2. The system of claim 1, wherein said status information comprises
the states of invalid, modified, shared and exclusive for each
cache line in each of said local cache memory elements.
3. The system of claim 2, wherein said status information further
comprises the state of owner.
4. The system of claim 1, further comprising a shared memory
accessible to each of said plurality of subsystems in communication
with said switching element.
5. The system of claim 1, wherein said transactions comprise memory
read, memory write and cache invalidate operations.
6. The system of claim 1, wherein said subset of subsystems
comprises subsystems in which the cache memory contains the data
element described in said future transaction.

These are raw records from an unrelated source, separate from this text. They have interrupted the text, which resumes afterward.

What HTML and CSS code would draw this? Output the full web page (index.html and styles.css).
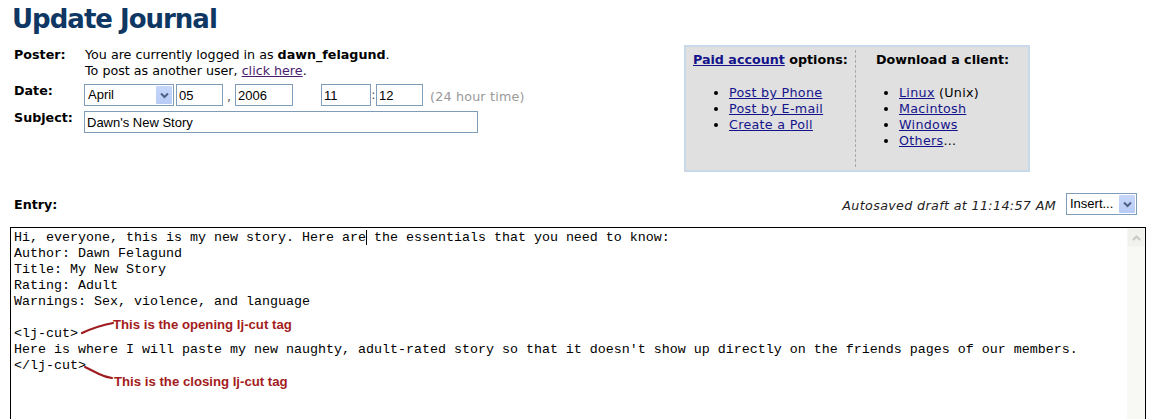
FILE: index.html
```html
<!DOCTYPE html>
<html lang="en">
<head>
<meta charset="UTF-8">
<title>Update Journal</title>
<link rel="stylesheet" href="styles.css">
</head>
<body>
    <h1 class="page-title">Update Journal</h1>

    <div class="top">
        <div class="form-fields">
            <div class="row">
                <span class="label">Poster:</span>
                <div class="value">
                    You are currently logged in as <b>dawn_felagund</b>.<br>
                    To post as another user, <a href="#" class="visited">click here</a>.
                </div>
            </div>
            <div class="row">
                <span class="label">Date:</span>
                <div class="value inline">
                    <span class="combo month">
                        <span class="combo-text">April</span>
                        <span class="combo-btn"><svg width="9" height="7" viewBox="0 0 9 7"><path d="M1 1.5 L4.5 5 L8 1.5" fill="none" stroke="#4d6185" stroke-width="2"/></svg></span>
                    </span>
                    <input type="text" class="field day" value="05">
                    <span class="sep">,</span>
                    <input type="text" class="field year" value="2006">
                    <input type="text" class="field hour" value="11">
                    <span class="sep colon">:</span>
                    <input type="text" class="field minute" value="12">
                    <span class="hint">(24 hour time)</span>
                </div>
            </div>
            <div class="row">
                <span class="label">Subject:</span>
                <div class="value">
                    <input type="text" class="field subject" value="Dawn's New Story">
                </div>
            </div>
        </div>

        <div class="options-box">
            <div class="options-col paid">
                <div class="options-head"><a href="#">Paid account</a> options:</div>
                <ul>
                    <li><a href="#">Post by Phone</a></li>
                    <li><a href="#">Post by E-mail</a></li>
                    <li><a href="#">Create a Poll</a></li>
                </ul>
            </div>
            <div class="options-col clients">
                <div class="options-head">Download a client:</div>
                <ul>
                    <li><a href="#">Linux</a> (Unix)</li>
                    <li><a href="#">Macintosh</a></li>
                    <li><a href="#">Windows</a></li>
                    <li><a href="#">Others</a>...</li>
                </ul>
            </div>
        </div>
    </div>

    <div class="entry-bar">
        <span class="label">Entry:</span>
        <div class="entry-tools">
            <span class="autosave">Autosaved draft at 11:14:57 AM</span>
            <span class="combo insert">
                <span class="combo-text">Insert...</span>
                <span class="combo-btn"><svg width="9" height="7" viewBox="0 0 9 7"><path d="M1 1.5 L4.5 5 L8 1.5" fill="none" stroke="#4d6185" stroke-width="2"/></svg></span>
            </span>
        </div>
    </div>

    <div class="editor">
        <div class="editor-text">
<pre>Hi, everyone, this is my new story. Here are<span class="caret"></span> the essentials that you need to know:
Author: Dawn Felagund
Title: My New Story
Rating: Adult
Warnings: Sex, violence, and language

&lt;lj-cut&gt;
Here is where I will paste my new naughty, adult-rated story so that it doesn't show up directly on the friends pages of our members.
&lt;/lj-cut&gt;</pre>
            <!-- annotations drawn over the text -->
            <svg class="arrows" width="200" height="170" viewBox="0 0 200 170">
                <path d="M71 105 Q86 98 102 95" fill="none" stroke="#9e1b1f" stroke-width="2.2" stroke-linecap="round"/>
                <path d="M74 139 Q84 144 88 146 Q94 149 101 150" fill="none" stroke="#9e1b1f" stroke-width="2" stroke-linecap="round"/>
            </svg>
            <span class="note note-open">This is the opening lj-cut tag</span>
            <span class="note note-close">This is the closing lj-cut tag</span>
        </div>
        <div class="scrollbar">
            <span class="scroll-up"><svg width="9" height="6" viewBox="0 0 9 6"><path d="M1 5 L4.5 1.5 L8 5" fill="none" stroke="#c9c9c4" stroke-width="2"/></svg></span>
        </div>
    </div>
</body>
</html>
```

FILE: styles.css
```css
body {
    margin: 0;
    padding: 0 12px;
    font-family: "DejaVu Sans", Verdana, sans-serif;
    font-size: 12.7px;
    color: #000;
    background: #fff;
}

a {
    color: #14148a;
}

a.visited {
    color: #4a1c6e;
}

.page-title {
    margin: 0;
    padding-top: 3px;
    font-size: 26px;
    line-height: 32px;
    color: #0f3763;
    letter-spacing: -1px;
}

.top {
    display: flex;
    margin-top: 10px;
}

.form-fields {
    width: 672px;
    padding-top: 2px;
    display: flex;
    flex-direction: column;
    gap: 5px;
}

.row {
    display: grid;
    grid-template-columns: 72px 1fr;
    align-items: start;
}

.label {
    font-weight: bold;
    line-height: 16px;
    padding-left: 2px;
}

.value {
    line-height: 16px;
    padding-left: 1px;
}

.value.inline {
    display: flex;
    align-items: center;
    padding-left: 0;
}

.row + .row .label {
    margin-top: -1px;
}

.field {
    box-sizing: border-box;
    height: 22px;
    border: 1px solid #7f9db9;
    padding: 1px 2px;
    margin: 0;
    font-family: "Liberation Sans", Arial, sans-serif;
    font-size: 13px;
    color: #000;
    background: #fff;
}

.day {
    width: 47px;
    margin-left: 2px;
}

.minute {
    width: 47px;
}

.year {
    width: 58px;
}

.hour {
    width: 50px;
    margin-left: 28px;
}

.subject {
    width: 394px;
    margin-left: -1px;
}

.sep {
    width: 12px;
    text-align: center;
    color: #555;
    padding-top: 4px;
}

.sep.colon {
    width: 5px;
    padding-top: 0;
}

.hint {
    margin-left: 7px;
    color: #999;
    padding-top: 3px;
    letter-spacing: 0.2px;
}

.combo {
    box-sizing: border-box;
    display: inline-flex;
    align-items: stretch;
    height: 22px;
    border: 1px solid #7f9db9;
    background: #fff;
    font-family: "Liberation Sans", Arial, sans-serif;
    font-size: 13px;
}

.combo-text {
    flex: 1;
    padding: 2px 0 0 3px;
}

.combo-btn {
    width: 16px;
    margin: 1px;
    display: flex;
    align-items: center;
    justify-content: center;
    background: linear-gradient(#c7d7fb, #b7cbf5);
    border-radius: 1px;
}

.month {
    width: 90px;
}

.insert {
    width: 71px;
}

.options-box {
    box-sizing: border-box;
    width: 346px;
    height: 127px;
    border: 2px solid #cad9ea;
    background: #e0e0e0;
    display: flex;
    padding: 3px 0;
}

.options-col {
    line-height: 16px;
}

.options-col.paid {
    width: 162px;
    padding-left: 7px;
    border-right: 1px dashed #a8a8a8;
}

.options-col.clients {
    padding-left: 20px;
}

.options-head {
    font-weight: bold;
    margin-top: 2px;
    white-space: nowrap;
}

.options-head a {
    color: #14148a;
}

.options-col ul {
    margin: 17px 0 0;
    padding-left: 36px;
    letter-spacing: 0.3px;
}

.options-col.clients ul {
    padding-left: 23px;
}

.entry-bar {
    display: flex;
    justify-content: space-between;
    align-items: center;
    margin-top: 21px;
    height: 22px;
    padding-right: 9px;
}

.entry-bar .label {
    padding-top: 2px;
}

.entry-tools {
    display: flex;
    align-items: center;
    gap: 10px;
}

.autosave {
    font-style: italic;
    color: #222;
    padding-top: 3px;
    letter-spacing: 0.35px;
}

.editor {
    display: flex;
    margin: 12px 0 0 -2px;
    height: 200px;
    border: 1px solid #000;
}

.editor-text {
    flex: 1;
    position: relative;
    padding: 2px 3px 1px;
}

.editor-text pre {
    margin: 0;
    font-family: "Liberation Mono", "Courier New", monospace;
    font-size: 13.33px;
    line-height: 16px;
    color: #000;
}

.caret {
    border-left: 1px solid #000;
    margin-right: -1px;
}

.arrows {
    position: absolute;
    left: 0;
    top: 0;
}

.note {
    position: absolute;
    font-family: "Liberation Sans", Arial, sans-serif;
    font-weight: bold;
    font-size: 13.2px;
    line-height: 14px;
    color: #a31c20;
    white-space: nowrap;
}

.note-open {
    left: 102px;
    top: 90px;
}

.note-close {
    left: 103px;
    top: 147px;
}

.scrollbar {
    width: 18px;
    background: #f8f8f5;
    display: flex;
    flex-direction: column;
}

.scroll-up {
    height: 17px;
    display: flex;
    align-items: center;
    justify-content: center;
    background: #f1f1ed;
    border: 1px solid #f6f6f3;
}
```
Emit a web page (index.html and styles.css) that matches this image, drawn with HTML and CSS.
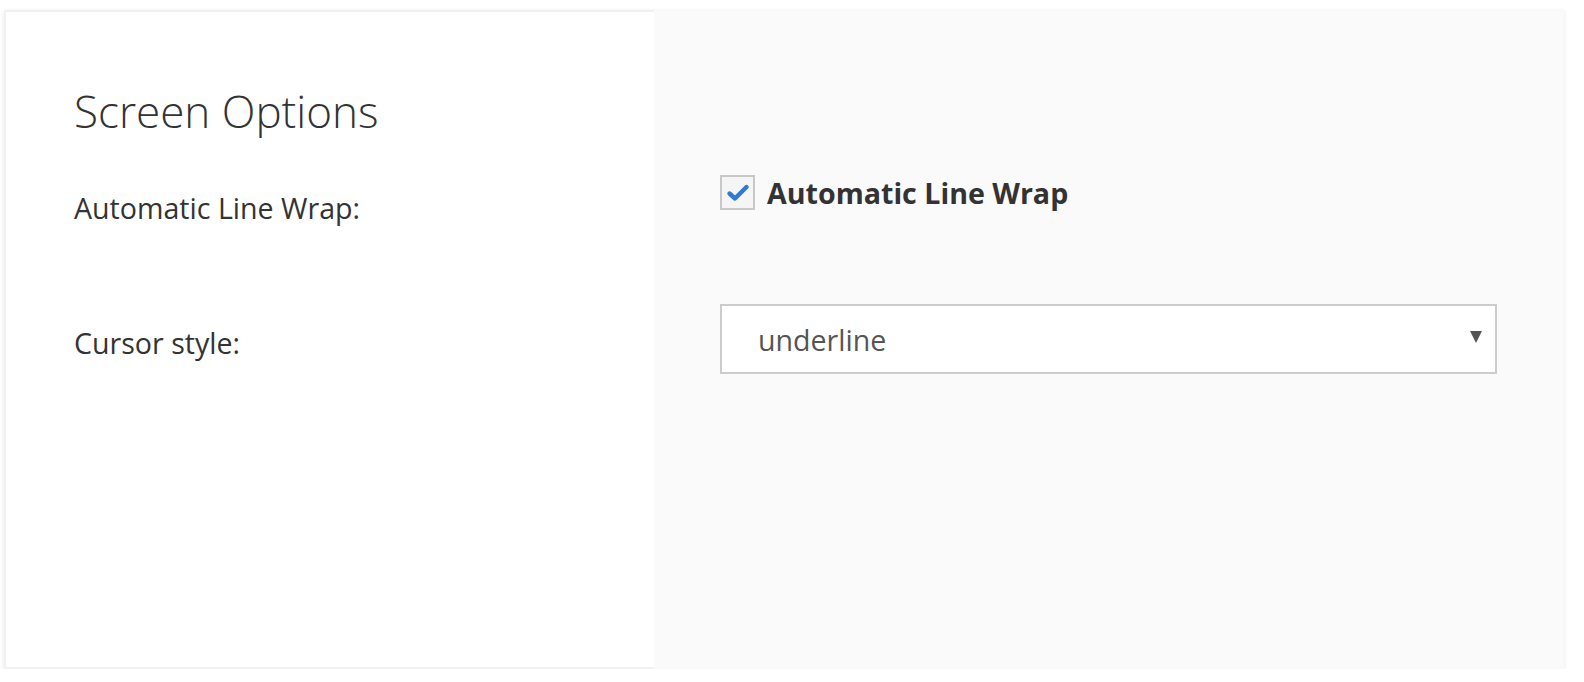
FILE: index.html
```html
<!DOCTYPE html>
<html>
<head>
<meta charset="utf-8">
<link rel="stylesheet" href="styles.css">
</head>
<body>
<div class="card">
  <div class="labels">
    <h1 class="title">Screen Options</h1>
    <div class="label label-wrap">Automatic Line Wrap:</div>
    <div class="label label-cursor">Cursor style:</div>
  </div>
  <div class="controls">
    <label class="check-row">
      <span class="checkbox">
        <svg width="26" height="26" viewBox="0 0 26 26"><path d="M4.5 13.5 L10 18.5 L21.5 7" fill="none" stroke="#2f7bd3" stroke-width="4.4" stroke-linecap="round" stroke-linejoin="round"/></svg>
      </span>
      <span class="check-label">Automatic Line Wrap</span>
    </label>
    <div class="select">
      <span class="select-value">underline</span>
      <span class="select-arrow"></span>
    </div>
  </div>
</div>
</body>
</html>
```
FILE: styles.css
```css
html, body {
  margin: 0;
  padding: 0;
  background: #fff;
}
body {
  font-family: "Open Sans", "Liberation Sans", sans-serif;
  color: #333;
}
.card {
  margin: 10px 0 0 4px;
  width: 1560px;
  height: 659px;
  display: flex;
  box-shadow: 0 1px 4px rgba(0, 0, 0, 0.1);
}
.labels {
  width: 650px;
  box-sizing: border-box;
  background: #fff;
  border: 2px solid #f1f1f1;
  border-right: none;
  padding: 69px 0 0 68px;
}
.title {
  margin: 0;
  font-size: 44px;
  font-weight: 300;
  line-height: 60px;
  color: #333;
}
.label {
  font-size: 28.6px;
  line-height: 40px;
  color: #333;
}
.label-wrap {
  margin-top: 47px;
}
.label-cursor {
  margin-top: 95px;
}
.controls {
  flex: 1;
  background: #fafafa;
  padding: 165px 0 0 66px;
}
.check-row {
  display: flex;
  align-items: center;
  height: 35px;
  gap: 12px;
}
.checkbox {
  width: 35px;
  height: 35px;
  box-sizing: border-box;
  border: 2px solid #c8c8c8;
  background: #f5f5f5;
  display: flex;
  align-items: center;
  justify-content: center;
}
.check-label {
  font-size: 28.6px;
  font-weight: 700;
  color: #333;
}
.select {
  margin-top: 94px;
  width: 777px;
  height: 70px;
  box-sizing: border-box;
  border: 2px solid #cccccc;
  background: #fff;
  display: flex;
  align-items: center;
  justify-content: space-between;
  padding: 0 13px 0 36px;
}
.select-value {
  font-size: 28.6px;
  color: #555;
}
.select-arrow {
  width: 0;
  height: 0;
  border-left: 6px solid transparent;
  border-right: 6px solid transparent;
  border-top: 12px solid #555;
  margin-top: -4px;
}
```
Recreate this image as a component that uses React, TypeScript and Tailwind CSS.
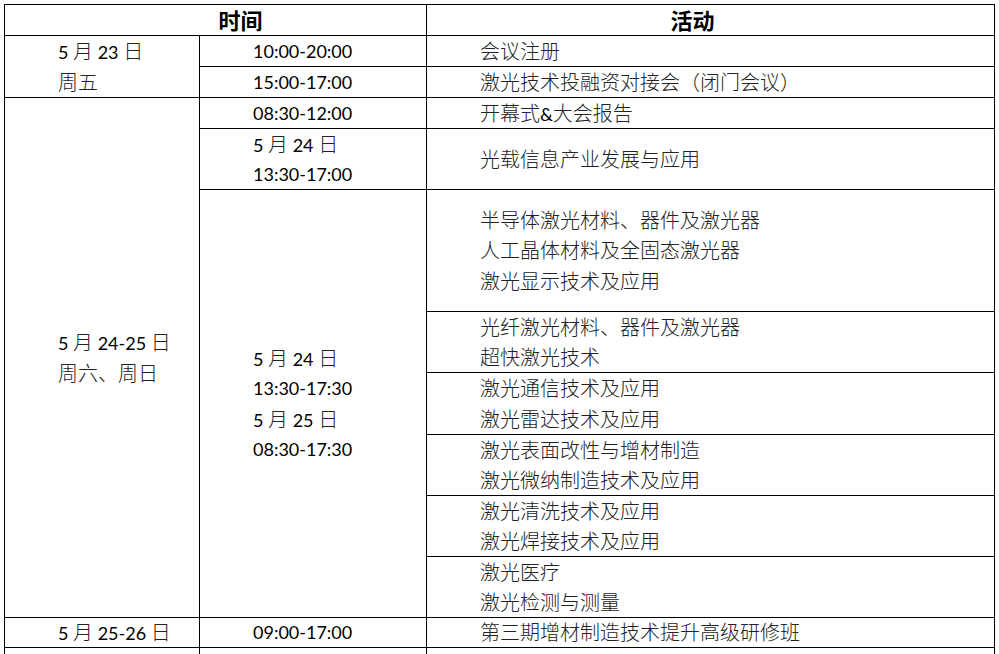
import React from "react";

// Latin runs are set a little smaller (Calibri-like widths), CJK at full 20px
function Mixed({ text }: { text: string }) {
  const parts = text.split(/([\x20-\x7e]+)/).filter((p) => p.length > 0);
  return (
    <>
      {parts.map((p, i) =>
        /^[\x20-\x7e]+$/.test(p) ? (
          <span key={i} className="font-['Lato','Liberation_Sans',sans-serif] text-[18px] text-black whitespace-pre">
            {p}
          </span>
        ) : (
          <span key={i} className="font-['Noto_Sans_CJK_SC',sans-serif] text-[20px] font-light text-[#222]">
            {p}
          </span>
        )
      )}
    </>
  );
}

function Cell({ lines, className = "" }: { lines: string[]; className?: string }) {
  return (
    <div className={`flex flex-col justify-center border-r border-b border-black pl-[53px] leading-[30.5px] ${className}`}>
      {lines.map((l, i) => (
        <div key={i} className="flex h-[30.5px] items-baseline whitespace-nowrap">
          <Mixed text={l} />
        </div>
      ))}
    </div>
  );
}

export default function App() {
  return (
    <div className="min-h-screen bg-white pl-[4px] pt-[4px]">
      <div
        className="grid w-[991px] border-t border-l border-black"
        style={{
          gridTemplateColumns: "195px 227px 568px",
          gridTemplateRows: "31px 31px 31px 31px 61px 122px 61px 62px 61px 61px 61px 30px 31px",
        }}
      >
        {/* header */}
        <div className="col-span-2 flex items-center justify-center border-r border-b border-black pb-[3px] pl-[50px] font-['Noto_Sans_CJK_SC',sans-serif] text-[22px] font-bold leading-none">
          时间
        </div>
        <div className="flex items-center justify-center border-r border-b border-black pb-[3px] pr-[36px] font-['Noto_Sans_CJK_SC',sans-serif] text-[22px] font-bold leading-none">
          活动
        </div>

        {/* 5/23 */}
        <Cell className="row-span-2" lines={["5 月 23 日", "周五"]} />
        <Cell lines={["10:00-20:00"]} />
        <Cell lines={["会议注册"]} />
        <Cell lines={["15:00-17:00"]} />
        <Cell lines={["激光技术投融资对接会（闭门会议）"]} />

        {/* 5/24-25 */}
        <Cell className="row-span-8" lines={["5 月 24-25 日", "周六、周日"]} />
        <Cell lines={["08:30-12:00"]} />
        <Cell lines={["开幕式&大会报告"]} />
        <Cell lines={["5 月 24 日", "13:30-17:00"]} />
        <Cell lines={["光载信息产业发展与应用"]} />
        <Cell className="row-span-6" lines={["5 月 24 日", "13:30-17:30", "5 月 25 日", "08:30-17:30"]} />
        <Cell lines={["半导体激光材料、器件及激光器", "人工晶体材料及全固态激光器", "激光显示技术及应用"]} />
        <Cell lines={["光纤激光材料、器件及激光器", "超快激光技术"]} />
        <Cell lines={["激光通信技术及应用", "激光雷达技术及应用"]} />
        <Cell lines={["激光表面改性与增材制造", "激光微纳制造技术及应用"]} />
        <Cell lines={["激光清洗技术及应用", "激光焊接技术及应用"]} />
        <Cell lines={["激光医疗", "激光检测与测量"]} />

        {/* 5/25-26 */}
        <Cell lines={["5 月 25-26 日"]} />
        <Cell lines={["09:00-17:00"]} />
        <Cell lines={["第三期增材制造技术提升高级研修班"]} />

        <Cell lines={[""]} />
        <Cell lines={[""]} />
        <Cell lines={[""]} />
      </div>
    </div>
  );
}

7. A method of reducing traffic between a plurality of processor
subsystems in a distributed processing system through a network
switching element, where each of said plurality comprises at least
one processing unit and a cache memory element, said method
comprising the steps of: monitoring all transactions transmitted by
said plurality of subsystems to said switching element;
interpreting said transactions to deduce the status of said cache
memory element in each of said plurality of subsystems; storing
said status information associated with each of said cache memory
elements in said network switching element; and routing future
transactions to a subset of said plurality of subsystems-based on
said status information.
8. A method of reducing the latency of time critical transmissions
through a network switching device, where said latency is defined
as the time between receipt of said time critical transmission via
a first port and the resending of said time critical transmission
via a second port, comprising the steps of: receiving a first
transmission via said first port; identifying said first
transmission as a time critical transmission; sending said first
transmission via said second port if said second port is idle; if
said second port is not idle, interrupting a second transmission
currently in progress via said second port, transmitting a first
delimiter to notify recipient of said second transmission that said
second transmission is being interrupted, transmitting said first
transmission via said second port, transmitting a second delimiter
to notify recipient of said first and second transmissions that
said first transmission has been sent and said second transmission
is being resumed, and transmitting the remainder of said second
transmission.
Description
BACKGROUND OF THE INVENTION
[0001] Today's computer systems continue to become increasingly
complex. First, there were single central processing units, or
CPUs, used to perform a specific function. As the complexity of
software increased, new computer systems emerged, such as symmetric
multiprocessing, or SMP, systems, which have multiple CPUs
operating simultaneously, typically utilizing a common high-speed
bus. These CPUs all have access to the same memory and storage
elements, with each having the ability to read and write to these
elements. More recently, another form of multi-processor system has
emerged, known as Non-Uniform Memory Access, or "NUMA". NUMA refers
to a configuration of CPUs, all sharing common memory space and
disk storage, but having distinct processor and memory subsystems.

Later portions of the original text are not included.